Boxheart

Gordana & Marko  Zivkovic
Art Inter/National, Here and Abroad 2005

Watch movie Art Under Siege [3.5MB]

 

Boxheart

 

Artist Statement

This project comes from reflecting on how to respond to one's space, one's environment, how to engage with it in an artistic way. This made me think about my relationship to my new environment here, as well as the one I left behind in Yugoslavia (an imaginary country par excellence). I examined my own responses to what surrounds me here, what moves me to create. And it turns out that what engages people around me here, is not what will engage or move me. But then, it is not as simple as saying that " my " space, the space that I find meaningful and moving, is something called Serbia or even Belgrade. That's why I started examining the very idea of what it is that one can call one's space – one's place in the world. This is, for me at least, not something defined by geography or political boundaries. And it never was.
What makes one's space, what makes it meaningful, I am realizing, is meeting with other people. So even though other people I intersect with here might have relationships with their space that is different from mine, and although what moves them might not move me, I am finding that I am nevertheless responding to their projects and stories, and thus some sort of mutual meaningful space is emerging.
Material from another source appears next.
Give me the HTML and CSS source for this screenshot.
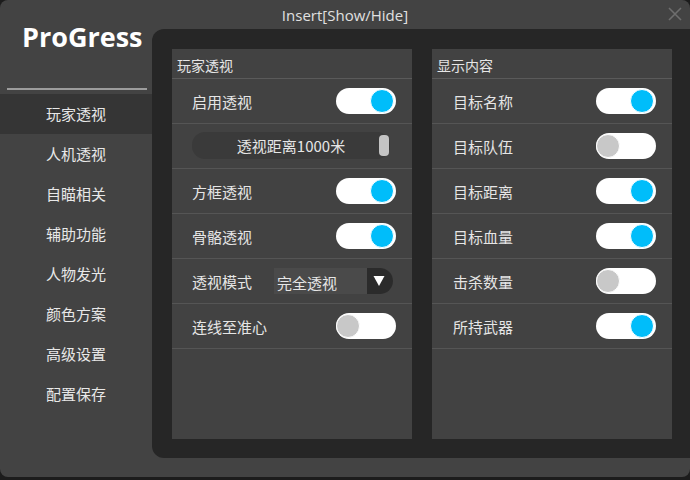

So my project is really extending this thinking further. What I am particularly interested in, however, is not just " thinking " and talking but giving a visible form to such collaborative space-making.

Boxheart

If at any point art was secure in its position of an undisputed Good, parallel to, or even substituting for Religion, this is no longer the case. Together with the vestiges of the old awe and pious respect, there is an ever stronger sense today that art is a mere ornament, a luxury, of no real consequence. The elitism of high art is denounced, low and high blurred, the aura of the original dissipated (scattered) by the inundation of mechanically (and electronically) reproduced copies. Life and art merge, the author is proclaimed dead. Leonardos of today work in advertising, professors write books on the Death of Art. As always, there are Lamenters and Rejoicers. Art should ride the currents of commercialism, it has never been better for art Rejoicers, exclaim exultantly. Markets are good for art (the old survival of the fittest), the death of art, of high versus low, of craftsmanship, and originality is liberating. Lamenters lament: the cuts in funding, the loss of status, the disappearance of values and standards.
This project aims neither to Lament nor to Rejoice, but to sense the currents of the Here and Now, and to give them form through focusing on the figure of the artist. If the identity of art is in flux, it is the artists who feel it viscerally (whether as elation or anxiety, most probably both). Their questions about who they are in today's world are what I want to attend to.
Images of artists. What would it be like to create images of artists, images they have of themselves, images others have of them? I want to create these images. These images will be images of our world.

I chose to present artists' hands. One thing I want to avoid is presenting art as being about " practiced hand " . I think it is the mind, not the hand that makes art. My focus is rather on the fact that art is about something being made, and the hand is (usually) that point of contact between mind and object. I also don't think it is terribly important what our faces are like, where we are and what our names are, but that something is touched and created. And when I say mind creates, I think that mind doesn't stop at the boundaries of our skins – materials, objects, tools, even society we interact with – all of these things together comprise mind. This is just to give you some idea of why I want to present hands as a part of this project.